Saturday, December 29, 2007

Reflections


I recently ended a relationship of 20 years and even though I was the one who ended it, the emotions I'm living through are tougher than I thought. I wrote this piece right after my birthday, when I was feeling a bit of the birthday blues. I hope to make it a starter for an online journal.


Reflections of a Breakup

Life is a roller coaster! The highs, the lows, and the speed of a thrill ride rival the unpredictable journey of life. It's unexpected turns take us through a range of emotions from happiness to despair and back again. At this moment in time, my life has just taken one of those unexpected turns and is careening towards the bottom of a long, steep hill.

I am a forty-plus year old gay man. I recently had a birthday, which no doubt has intensified this unwanted state of mind I've been experiencing as of late. I am writing this because I believe any good writer speaks from experience, and what I am now experiencing beckons me to let it out somehow, to help get me through this.

About eight weeks ago, my partner and I ended our relationship of twenty years. I was the one who wanted out. So why am I hurting so much? I've been thinking about this breakup for about two or three years now. I eased into this relationship at a young age and, well, coasted through what seemed like an instant in time. Eventually, I began to realize that I wasn't happy. There was so much I wanted to experience in life that I couldn't. I felt trapped in a 'contented' existence. I wanted to be truly happy!

The only answer to realizing true happiness lies within oneself. Growing up American, I've always believed in the notion of the "pursuit of happiness." There are many stories out there concerning people's quest for genuine satisfaction with their own existence, their own state of bliss. Not all have happy endings, but one who constantly strives towards happiness is admirable and virtuous. Too many people accept their place in life, believing they have no control over their destiny. This is unfortunate.

The greatest determiner of happiness lies within how one approaches life. A person's outlook on life is a powerful tool everyone possesses and is key to a happy existence. Positive attitude breeds confidence, which in turn breeds optimism. The journey towards bliss is easier. Those who lack confidence, the many who suffer from low self-esteem, are the inherent pessimists of the world, spending their lives in perpetual mediocrity and acceptance for their place in life.

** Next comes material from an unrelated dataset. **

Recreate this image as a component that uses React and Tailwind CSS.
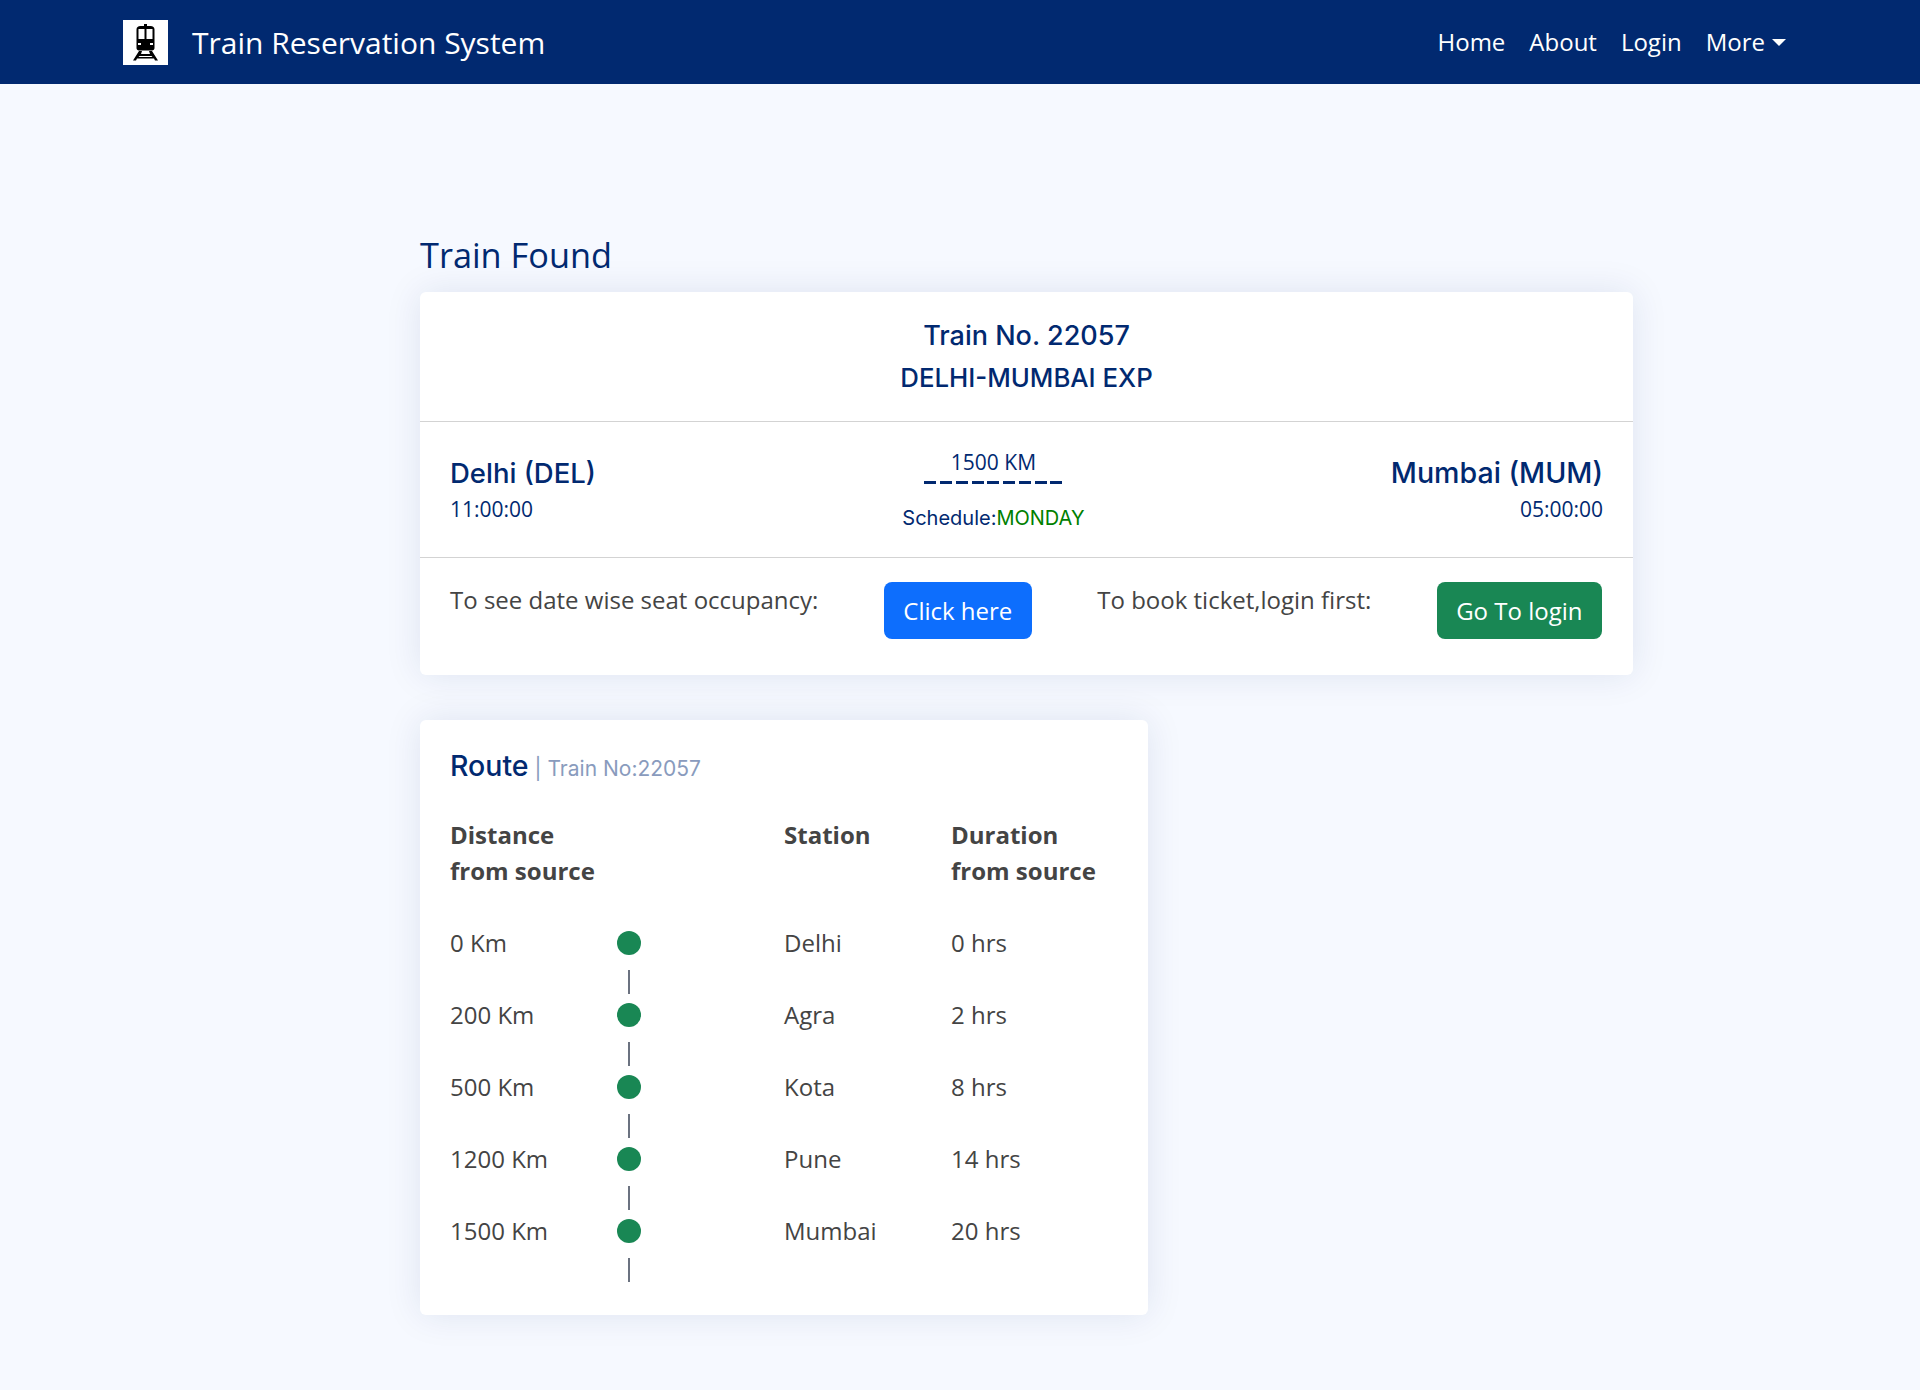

Today, it is my own self-esteem that is to blame for my current state of pessimism towards my own future. For the past several years of my relationship, I've yearned for the moment in which I now find myself. I never really had the courage to voice my feelings and go through with it. Communication was, and still is, our greatest problem. I tried in the past to share my feelings, but any attempt at conversation ended in silent frustration. So I resorted to the printed word. The breakup finally took place when he found an open-hearted letter I had written on our 20th anniversary.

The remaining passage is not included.